Sullivan begins -- as Team Obama almost certainly will -- with Obama inheriting a terrible economy, writing that "[n]o fair person can blame Obama for the wreckage of the [first] 12 months, as the financial crisis cut a swath through employment." Yet shortly thereafter, he writes:

Since [the beginning of 2010], the U.S. has added 2.4 million jobs. That's not enough, but it's far better than what Romney would have you believe, and more than the net jobs created under the entire Bush administration.

Sullivan is comparing Obama's gross job creation to Bush's net job creation, ignoring that Bush also inherited a recession resulting from the collapse of the tech bubble. By Sullivan's own standard, this is unfair.

By the standard of net jobs created, Obama remains underwater and will be lucky to get to zero net jobs created by the end of his term. Conversely, if we simply judge Obama by therecovery, the results are terrible when compared to past recoveries. Nearly a million people have dropped out of the labor force, dropping the participation rate to an historic low, implying an unemployment rate close to 11%, instead of the official 8.5%.
Today, Andrew mounts a defense:

The official date of the recession under Bush was March 2001 - November 2001, caused by the tech crash and 9/11. So it started under Bush's tenure. The current recession - far, far deeper - began in 2007, and was already a year-old by the time Obama came into office - with a very steep swoon in the last quarter of 2008.
I really don't think this will do.  First of all, Bush took office on January 21st, 2001.  What exactly does Andrew Sullivan think that he did in one short month to hurl the economy into recession?  It generally takes 12-18 months for fiscal and monetary policy to work their way through the economy, so to the extent that you think the 2001 recession had policy foundations, it was definitionally Clinton's policies that created it.

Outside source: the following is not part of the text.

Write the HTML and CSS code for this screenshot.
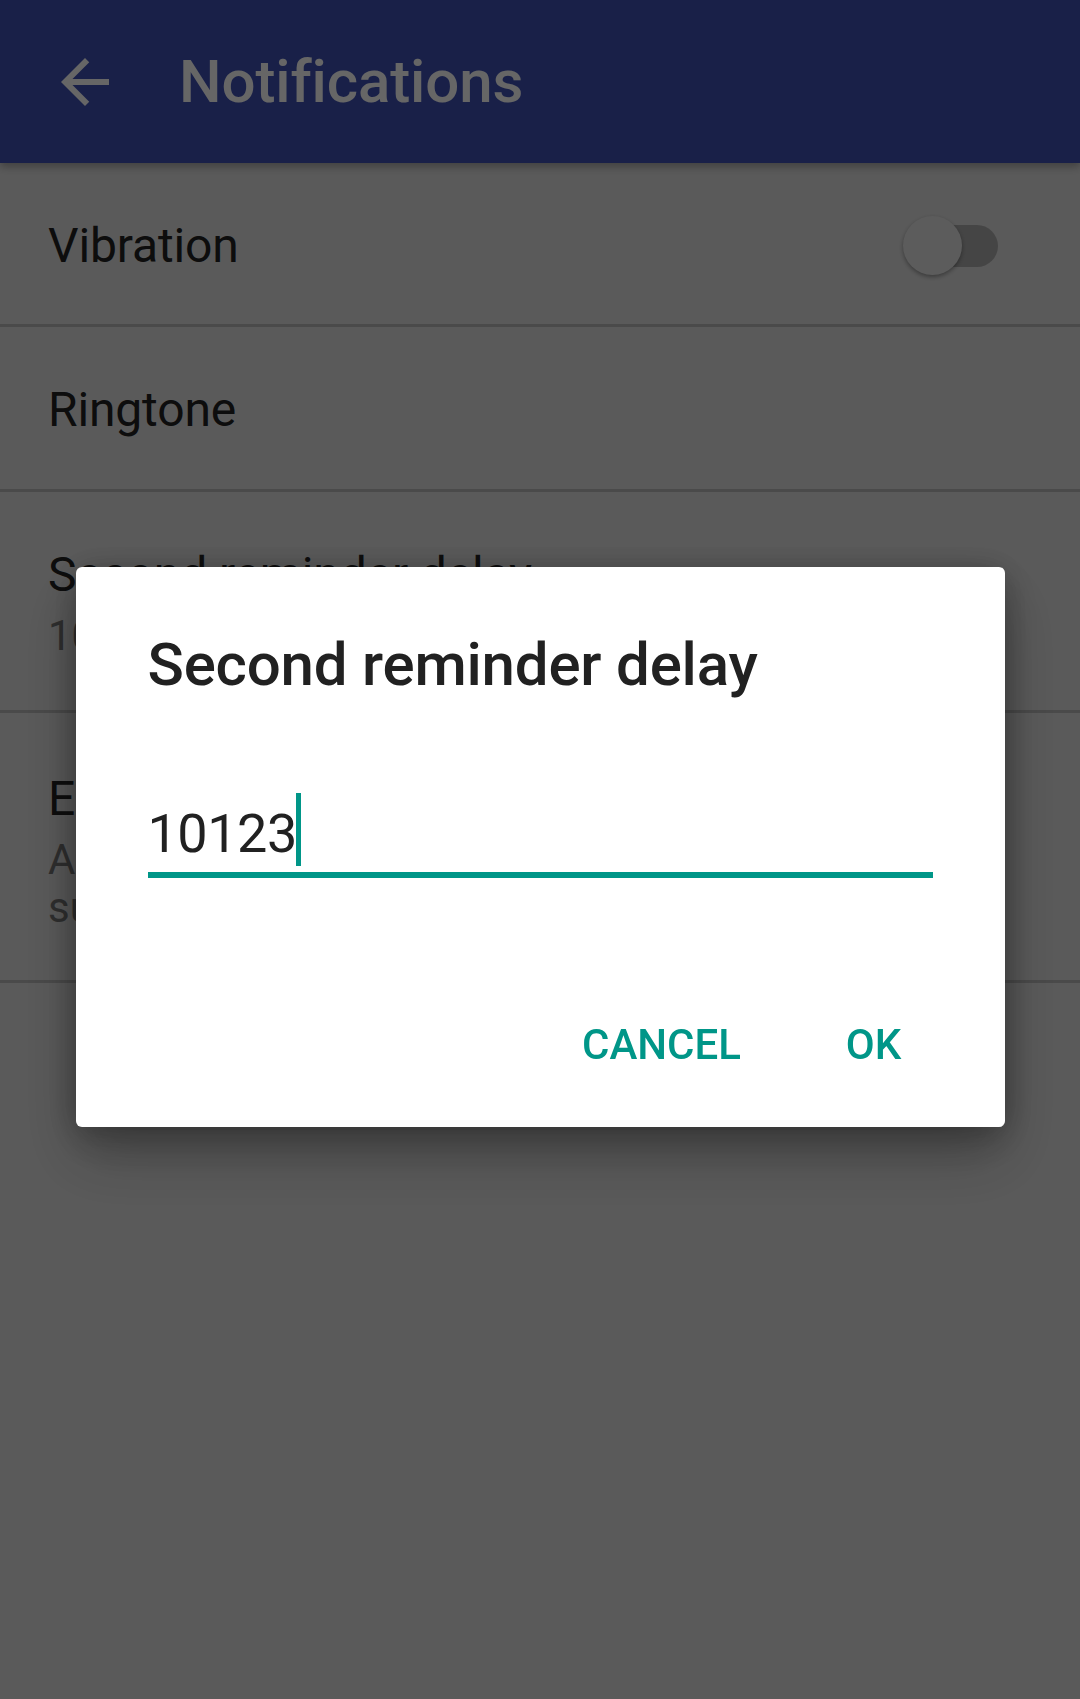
FILE: index.html
```html
<!DOCTYPE html>
<html lang="en">
<head>
<meta charset="utf-8">
<title>Notifications</title>
<link rel="stylesheet" href="styles.css">
</head>
<body>
<div class="screen">
  <header class="toolbar">
    <svg class="nav-icon" viewBox="0 0 24 24" width="72" height="72" aria-hidden="true">
      <path d="M20 11H7.83l5.59-5.59L12 4l-8 8 8 8 1.41-1.41L7.83 13H20v-2z" fill="#ffffff"/>
    </svg>
    <h1 class="toolbar-title">Notifications</h1>
  </header>

  <main class="prefs">
    <div class="pref pref-switch">
      <div class="pref-title">Vibration</div>
      <div class="switch">
        <span class="switch-track"></span>
        <span class="switch-thumb"></span>
      </div>
    </div>
    <div class="pref pref-single">
      <div class="pref-title">Ringtone</div>
    </div>
    <div class="pref pref-double">
      <div class="pref-title">Second reminder delay</div>
      <div class="pref-summary">10 minutes</div>
    </div>
    <div class="pref pref-triple">
      <div class="pref-title">Escalating alarm</div>
      <div class="pref-summary">Automatically raise the volume<br>such as for reminders</div>
    </div>
  </main>

  <div class="scrim">
    <div class="dialog" role="dialog">
      <h2 class="dialog-title">Second reminder delay</h2>
      <div class="field">
        <span class="field-text">10123</span><span class="cursor"></span>
      </div>
      <div class="dialog-actions">
        <button class="btn">CANCEL</button>
        <button class="btn">OK</button>
      </div>
    </div>
  </div>
</div>
</body>
</html>
```

FILE: styles.css
```css
* {
  box-sizing: border-box;
}

html, body {
  margin: 0;
  padding: 0;
}

body {
  font-family: Roboto, "Liberation Sans", sans-serif;
  background: #e1e1e1;
  color: #212121;
}

.screen {
  width: 1080px;
  min-height: 1699px;
  background: #e1e1e1;
}

.toolbar {
  height: 163px;
  background: #3f51b5;
  display: flex;
  align-items: center;
  padding-left: 49px;
  box-shadow: 0 4px 8px rgba(0, 0, 0, 0.28);
  position: relative;
  z-index: 1;
}

.nav-icon {
  display: block;
  flex: none;
  margin-right: 58px;
}

.toolbar-title {
  margin: 0;
  font-size: 60px;
  line-height: 72px;
  font-weight: 500;
  letter-spacing: -0.1px;
  color: #ffffff;
}

.prefs {
  display: flex;
  flex-direction: column;
}

.pref {
  padding: 51px 48px 46px;
  border-bottom: 3px solid #b9b9b9;
}

.pref-single {
  padding-bottom: 47px;
}

.pref-double {
  padding-bottom: 50px;
}

.pref-triple {
  padding-top: 54px;
  padding-bottom: 48px;
}

.pref-switch {
  display: flex;
  align-items: center;
  justify-content: space-between;
  padding-right: 82px;
}

.pref-title {
  font-size: 48px;
  line-height: 64px;
  letter-spacing: -0.15px;
  color: #212121;
  white-space: nowrap;
}

.pref-summary {
  margin-top: 5px;
  font-size: 42px;
  line-height: 48px;
  color: #757575;
  white-space: nowrap;
}

.switch {
  position: relative;
  width: 95px;
  height: 60px;
  flex: none;
}

.switch-track {
  position: absolute;
  right: 0;
  top: 9px;
  width: 93px;
  height: 42px;
  border-radius: 21px;
  background: #adadad;
}

.switch-thumb {
  position: absolute;
  left: 0;
  top: 0;
  width: 59px;
  height: 59px;
  border-radius: 50%;
  background: #e6e6e6;
  box-shadow: 0 2px 4px rgba(0, 0, 0, 0.35);
}

.scrim {
  position: fixed;
  inset: 0;
  background: rgba(0, 0, 0, 0.6);
  display: flex;
  align-items: center;
  justify-content: center;
  z-index: 5;
}

.dialog {
  width: 929px;
  background: #ffffff;
  border-radius: 6px;
  padding: 62px 72px 28px;
  margin-top: -6px;
  box-shadow: 0 30px 60px rgba(0, 0, 0, 0.24), 0 12px 40px rgba(0, 0, 0, 0.22), 0 0 30px rgba(0, 0, 0, 0.14);
}

.dialog-title {
  margin: 0;
  font-size: 60px;
  line-height: 72px;
  font-weight: 500;
  letter-spacing: -0.2px;
  color: #212121;
}

.field {
  margin-top: 96px;
  padding-bottom: 2px;
  border-bottom: 6px solid #009688;
  height: 81px;
  white-space: nowrap;
}

.field-text {
  font-size: 54px;
  line-height: 73px;
  letter-spacing: -0.5px;
  color: #212121;
  vertical-align: top;
}

.cursor {
  display: inline-block;
  vertical-align: top;
  width: 5px;
  height: 73px;
  margin-top: -4px;
  margin-left: -1px;
  background: #009688;
}

.dialog-actions {
  margin-top: 113px;
  display: flex;
  justify-content: flex-end;
  gap: 20px;
  margin-right: -37px;
}

.btn {
  min-width: 192px;
  height: 108px;
  padding: 0 16px;
  border: none;
  background: transparent;
  font-family: Roboto, "Liberation Sans", sans-serif;
  font-size: 42px;
  line-height: 108px;
  font-weight: 500;
  color: #009688;
  text-align: center;
}
```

And second of all, unemployment is a lagging indicator, so time-wise, Bush actually had it more difficult in one way--there was less time for the economy to recover from a recession that ended in November 2001, than from one that ended in June.

Now, of course you can argue that Obama presided over a much deeper recession, and that it's unfair to compare his job creation to George Bush's.  And you'd be right!  I'd go even further, and point out that politicians really have astonishingly little control over the business cycle, making all of these sorts of comparisons complete nonsense.

But Andrew did not say that it's unfair to compare the two; Andrew made the comparison.  Since he thinks it's unfair, he wants to compare Obama's gross job creation since the trough of the recession, to George Bush's net job creation from close to the peak of the internet bubble.  

But there are very good reasons that we do not allow social scientists to pick their start and end dates so as to cast their subjects in the most flattering--or "fair"--light.  And the main one is simply that it's all to easy, even without consciously meaning to, to start out with the argument you want to make, and work back to the metrics that will support that argument.  Scientists have a technical term for this sort of data analysis: nonsense.

An economist who arbitrarily decided to start a job count comparison at the beginning of one president's term, and in the middle of another's, would be laughed out of peer review; a freshman who turned in such work would flunk the assignment.  Whether or not Andrew intended to do so, he is cherry-picking, and as a result, the comparison is worthless.